- Set exercise
From the entries below, copy every line that holds the word "this".
○ ○ ○ ○
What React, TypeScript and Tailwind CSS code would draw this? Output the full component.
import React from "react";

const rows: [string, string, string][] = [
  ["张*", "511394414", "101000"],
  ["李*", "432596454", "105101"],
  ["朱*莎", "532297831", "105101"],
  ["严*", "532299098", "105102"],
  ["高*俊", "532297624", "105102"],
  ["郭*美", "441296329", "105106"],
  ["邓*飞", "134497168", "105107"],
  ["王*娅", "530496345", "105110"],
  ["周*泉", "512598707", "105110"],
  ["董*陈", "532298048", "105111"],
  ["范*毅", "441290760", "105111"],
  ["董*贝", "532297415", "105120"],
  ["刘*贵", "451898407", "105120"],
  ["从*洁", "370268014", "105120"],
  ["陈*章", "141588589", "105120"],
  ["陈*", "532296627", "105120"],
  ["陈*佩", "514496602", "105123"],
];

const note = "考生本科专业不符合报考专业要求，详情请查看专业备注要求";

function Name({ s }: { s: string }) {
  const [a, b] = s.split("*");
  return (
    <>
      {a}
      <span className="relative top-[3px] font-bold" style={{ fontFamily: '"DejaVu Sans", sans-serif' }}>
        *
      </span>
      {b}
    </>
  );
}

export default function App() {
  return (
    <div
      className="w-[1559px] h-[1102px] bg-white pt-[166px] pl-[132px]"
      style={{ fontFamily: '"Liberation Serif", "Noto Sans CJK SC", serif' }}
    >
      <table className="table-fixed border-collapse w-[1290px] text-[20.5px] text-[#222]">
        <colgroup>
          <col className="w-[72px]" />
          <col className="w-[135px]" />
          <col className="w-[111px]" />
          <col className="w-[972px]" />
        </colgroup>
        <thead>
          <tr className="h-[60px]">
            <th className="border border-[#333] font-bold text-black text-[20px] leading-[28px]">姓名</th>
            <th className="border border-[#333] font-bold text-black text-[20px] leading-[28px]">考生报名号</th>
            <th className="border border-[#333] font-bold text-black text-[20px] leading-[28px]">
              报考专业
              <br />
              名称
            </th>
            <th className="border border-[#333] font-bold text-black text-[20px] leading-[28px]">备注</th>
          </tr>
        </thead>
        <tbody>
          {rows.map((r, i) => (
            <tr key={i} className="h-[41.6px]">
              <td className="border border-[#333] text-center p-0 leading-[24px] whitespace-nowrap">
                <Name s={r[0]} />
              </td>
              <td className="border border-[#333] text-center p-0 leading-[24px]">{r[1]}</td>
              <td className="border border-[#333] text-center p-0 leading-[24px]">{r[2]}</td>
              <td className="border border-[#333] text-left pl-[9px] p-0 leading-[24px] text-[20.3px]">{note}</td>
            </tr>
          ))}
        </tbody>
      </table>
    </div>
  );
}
○ ○ ○ ○
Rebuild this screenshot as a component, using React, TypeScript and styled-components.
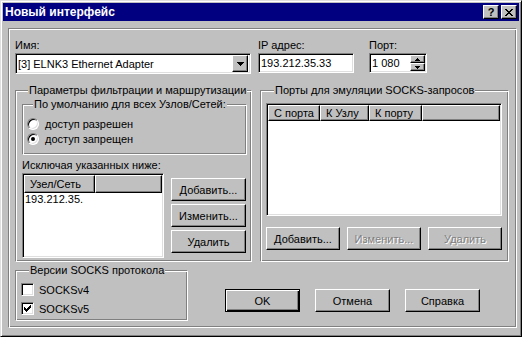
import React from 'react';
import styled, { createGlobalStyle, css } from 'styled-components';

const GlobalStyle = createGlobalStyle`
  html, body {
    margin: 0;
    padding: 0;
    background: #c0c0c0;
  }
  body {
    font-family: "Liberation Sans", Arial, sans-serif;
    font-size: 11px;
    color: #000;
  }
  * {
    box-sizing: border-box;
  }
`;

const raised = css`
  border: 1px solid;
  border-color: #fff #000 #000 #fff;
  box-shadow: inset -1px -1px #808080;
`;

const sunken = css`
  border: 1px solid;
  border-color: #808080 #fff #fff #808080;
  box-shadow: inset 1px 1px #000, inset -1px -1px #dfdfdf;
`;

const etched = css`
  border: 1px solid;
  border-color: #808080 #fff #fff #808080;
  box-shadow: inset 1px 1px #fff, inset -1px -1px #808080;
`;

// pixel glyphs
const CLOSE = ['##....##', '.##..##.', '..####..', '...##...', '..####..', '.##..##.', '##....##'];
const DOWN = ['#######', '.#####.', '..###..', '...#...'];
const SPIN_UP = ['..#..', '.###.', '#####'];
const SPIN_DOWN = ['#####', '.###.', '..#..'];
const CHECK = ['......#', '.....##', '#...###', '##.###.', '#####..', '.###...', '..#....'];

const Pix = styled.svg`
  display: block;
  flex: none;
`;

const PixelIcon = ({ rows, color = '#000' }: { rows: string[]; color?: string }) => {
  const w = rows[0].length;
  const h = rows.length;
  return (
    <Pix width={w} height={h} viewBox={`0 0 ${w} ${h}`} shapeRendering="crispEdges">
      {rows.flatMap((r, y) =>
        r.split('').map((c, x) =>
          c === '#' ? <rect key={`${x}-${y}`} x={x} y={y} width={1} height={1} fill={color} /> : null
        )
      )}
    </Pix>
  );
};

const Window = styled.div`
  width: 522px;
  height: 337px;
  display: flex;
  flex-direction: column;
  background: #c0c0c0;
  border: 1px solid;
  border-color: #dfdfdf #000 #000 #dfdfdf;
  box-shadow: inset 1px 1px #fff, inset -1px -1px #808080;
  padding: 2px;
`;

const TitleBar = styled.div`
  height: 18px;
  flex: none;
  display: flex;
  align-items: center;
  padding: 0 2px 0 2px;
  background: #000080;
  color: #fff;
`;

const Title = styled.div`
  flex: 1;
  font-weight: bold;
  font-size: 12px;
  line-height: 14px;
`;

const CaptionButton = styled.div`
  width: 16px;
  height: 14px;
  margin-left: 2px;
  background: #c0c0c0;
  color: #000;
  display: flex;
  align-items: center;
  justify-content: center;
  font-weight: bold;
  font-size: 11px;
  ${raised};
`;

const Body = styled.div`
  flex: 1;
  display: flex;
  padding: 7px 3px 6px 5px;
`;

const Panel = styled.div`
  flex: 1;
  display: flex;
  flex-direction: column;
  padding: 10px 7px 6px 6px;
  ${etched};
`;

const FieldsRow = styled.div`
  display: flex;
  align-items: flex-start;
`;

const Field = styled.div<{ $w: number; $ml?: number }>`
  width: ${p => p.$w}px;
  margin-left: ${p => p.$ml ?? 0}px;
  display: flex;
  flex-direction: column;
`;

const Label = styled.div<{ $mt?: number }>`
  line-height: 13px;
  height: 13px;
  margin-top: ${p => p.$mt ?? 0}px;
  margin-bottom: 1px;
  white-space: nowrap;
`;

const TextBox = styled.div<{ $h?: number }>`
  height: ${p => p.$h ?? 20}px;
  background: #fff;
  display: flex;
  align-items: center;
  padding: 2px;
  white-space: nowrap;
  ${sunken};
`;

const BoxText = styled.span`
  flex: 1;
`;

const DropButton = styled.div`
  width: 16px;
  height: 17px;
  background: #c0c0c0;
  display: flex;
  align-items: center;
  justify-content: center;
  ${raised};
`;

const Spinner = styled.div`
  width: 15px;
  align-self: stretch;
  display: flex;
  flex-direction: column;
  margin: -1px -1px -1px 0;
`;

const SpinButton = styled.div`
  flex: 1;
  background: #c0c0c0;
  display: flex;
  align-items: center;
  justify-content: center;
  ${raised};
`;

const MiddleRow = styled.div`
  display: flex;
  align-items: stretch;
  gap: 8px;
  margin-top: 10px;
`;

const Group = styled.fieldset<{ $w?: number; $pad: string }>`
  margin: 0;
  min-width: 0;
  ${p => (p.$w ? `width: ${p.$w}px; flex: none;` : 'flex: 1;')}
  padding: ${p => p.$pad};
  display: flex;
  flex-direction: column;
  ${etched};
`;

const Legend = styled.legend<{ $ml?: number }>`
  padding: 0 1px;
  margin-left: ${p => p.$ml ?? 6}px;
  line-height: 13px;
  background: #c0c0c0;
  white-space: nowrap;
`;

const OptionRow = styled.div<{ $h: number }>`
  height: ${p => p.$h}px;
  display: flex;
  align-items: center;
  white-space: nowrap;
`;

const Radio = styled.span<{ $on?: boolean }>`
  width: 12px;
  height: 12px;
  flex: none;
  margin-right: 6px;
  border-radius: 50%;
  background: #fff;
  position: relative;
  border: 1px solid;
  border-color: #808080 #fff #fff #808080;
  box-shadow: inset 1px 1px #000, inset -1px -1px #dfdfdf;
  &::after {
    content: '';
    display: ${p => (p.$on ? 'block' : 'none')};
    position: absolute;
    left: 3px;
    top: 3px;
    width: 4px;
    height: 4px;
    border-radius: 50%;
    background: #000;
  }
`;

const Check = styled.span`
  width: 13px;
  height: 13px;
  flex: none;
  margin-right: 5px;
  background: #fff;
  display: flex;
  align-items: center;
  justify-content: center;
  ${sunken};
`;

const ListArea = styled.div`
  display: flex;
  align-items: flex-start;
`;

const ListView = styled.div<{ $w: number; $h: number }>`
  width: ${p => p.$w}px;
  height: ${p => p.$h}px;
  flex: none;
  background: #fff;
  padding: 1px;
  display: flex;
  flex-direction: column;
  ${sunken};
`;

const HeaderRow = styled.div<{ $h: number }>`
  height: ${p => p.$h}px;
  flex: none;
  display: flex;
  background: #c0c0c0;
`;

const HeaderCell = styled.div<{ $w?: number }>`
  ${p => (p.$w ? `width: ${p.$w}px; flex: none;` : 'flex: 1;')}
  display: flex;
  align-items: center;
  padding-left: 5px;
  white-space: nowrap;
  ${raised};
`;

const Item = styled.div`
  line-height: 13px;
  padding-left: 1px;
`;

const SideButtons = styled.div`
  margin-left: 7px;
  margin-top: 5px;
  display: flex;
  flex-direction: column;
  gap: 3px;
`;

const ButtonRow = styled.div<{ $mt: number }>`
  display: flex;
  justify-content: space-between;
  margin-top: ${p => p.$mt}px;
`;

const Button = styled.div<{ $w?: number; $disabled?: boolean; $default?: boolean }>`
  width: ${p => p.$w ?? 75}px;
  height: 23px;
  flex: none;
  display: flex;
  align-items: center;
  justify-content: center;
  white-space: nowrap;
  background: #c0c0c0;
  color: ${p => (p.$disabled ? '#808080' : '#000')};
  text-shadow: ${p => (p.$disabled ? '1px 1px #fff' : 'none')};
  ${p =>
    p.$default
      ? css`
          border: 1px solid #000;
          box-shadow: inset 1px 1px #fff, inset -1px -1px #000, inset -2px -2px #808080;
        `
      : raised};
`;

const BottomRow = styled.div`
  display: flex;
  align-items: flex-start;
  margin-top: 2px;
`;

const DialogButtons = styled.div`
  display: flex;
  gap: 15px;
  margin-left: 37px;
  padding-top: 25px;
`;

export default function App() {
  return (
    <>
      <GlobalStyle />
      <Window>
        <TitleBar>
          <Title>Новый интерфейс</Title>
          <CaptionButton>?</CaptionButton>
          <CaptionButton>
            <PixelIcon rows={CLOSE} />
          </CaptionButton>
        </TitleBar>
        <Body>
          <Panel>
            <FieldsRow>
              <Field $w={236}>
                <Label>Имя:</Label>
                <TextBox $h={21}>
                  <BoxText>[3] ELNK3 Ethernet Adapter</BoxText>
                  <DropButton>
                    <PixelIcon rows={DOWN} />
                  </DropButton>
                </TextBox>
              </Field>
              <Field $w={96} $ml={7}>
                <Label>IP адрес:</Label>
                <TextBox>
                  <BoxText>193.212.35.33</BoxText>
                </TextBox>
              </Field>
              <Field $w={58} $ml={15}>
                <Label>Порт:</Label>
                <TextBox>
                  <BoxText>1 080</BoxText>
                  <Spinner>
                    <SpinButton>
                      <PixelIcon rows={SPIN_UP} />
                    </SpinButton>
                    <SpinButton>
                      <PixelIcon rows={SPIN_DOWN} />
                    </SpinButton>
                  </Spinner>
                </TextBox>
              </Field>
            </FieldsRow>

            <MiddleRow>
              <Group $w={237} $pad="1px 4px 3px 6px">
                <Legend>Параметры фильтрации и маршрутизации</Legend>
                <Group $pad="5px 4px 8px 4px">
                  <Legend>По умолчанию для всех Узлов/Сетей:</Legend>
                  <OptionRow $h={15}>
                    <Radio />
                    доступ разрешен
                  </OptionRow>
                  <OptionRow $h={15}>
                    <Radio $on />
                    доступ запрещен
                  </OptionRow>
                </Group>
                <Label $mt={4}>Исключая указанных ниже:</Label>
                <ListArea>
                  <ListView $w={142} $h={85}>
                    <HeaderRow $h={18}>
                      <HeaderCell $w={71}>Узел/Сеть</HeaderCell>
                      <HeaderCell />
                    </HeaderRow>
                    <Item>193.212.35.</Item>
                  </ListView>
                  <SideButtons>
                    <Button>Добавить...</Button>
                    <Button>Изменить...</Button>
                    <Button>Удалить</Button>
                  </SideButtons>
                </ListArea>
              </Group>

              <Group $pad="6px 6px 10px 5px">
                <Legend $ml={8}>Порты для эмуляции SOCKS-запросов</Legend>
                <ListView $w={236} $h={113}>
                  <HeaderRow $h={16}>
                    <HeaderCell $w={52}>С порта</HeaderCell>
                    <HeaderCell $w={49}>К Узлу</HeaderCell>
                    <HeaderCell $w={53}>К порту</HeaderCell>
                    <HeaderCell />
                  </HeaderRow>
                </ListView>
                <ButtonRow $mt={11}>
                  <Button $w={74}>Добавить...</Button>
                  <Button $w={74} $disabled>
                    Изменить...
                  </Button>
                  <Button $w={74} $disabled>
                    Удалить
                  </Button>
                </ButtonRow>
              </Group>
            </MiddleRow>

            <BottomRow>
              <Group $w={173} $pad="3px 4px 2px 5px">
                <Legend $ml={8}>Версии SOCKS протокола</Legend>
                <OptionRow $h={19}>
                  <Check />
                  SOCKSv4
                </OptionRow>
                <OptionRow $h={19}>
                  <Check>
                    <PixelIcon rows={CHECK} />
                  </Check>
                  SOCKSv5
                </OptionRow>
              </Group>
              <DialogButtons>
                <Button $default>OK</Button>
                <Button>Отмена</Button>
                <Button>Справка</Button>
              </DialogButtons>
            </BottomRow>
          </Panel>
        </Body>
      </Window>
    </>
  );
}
○ ○ ○ ○
- Correct output
What React, TypeScript and Tailwind CSS code would draw this? Output the full component.
Rebuild this screenshot as a component, using React, TypeScript and styled-components.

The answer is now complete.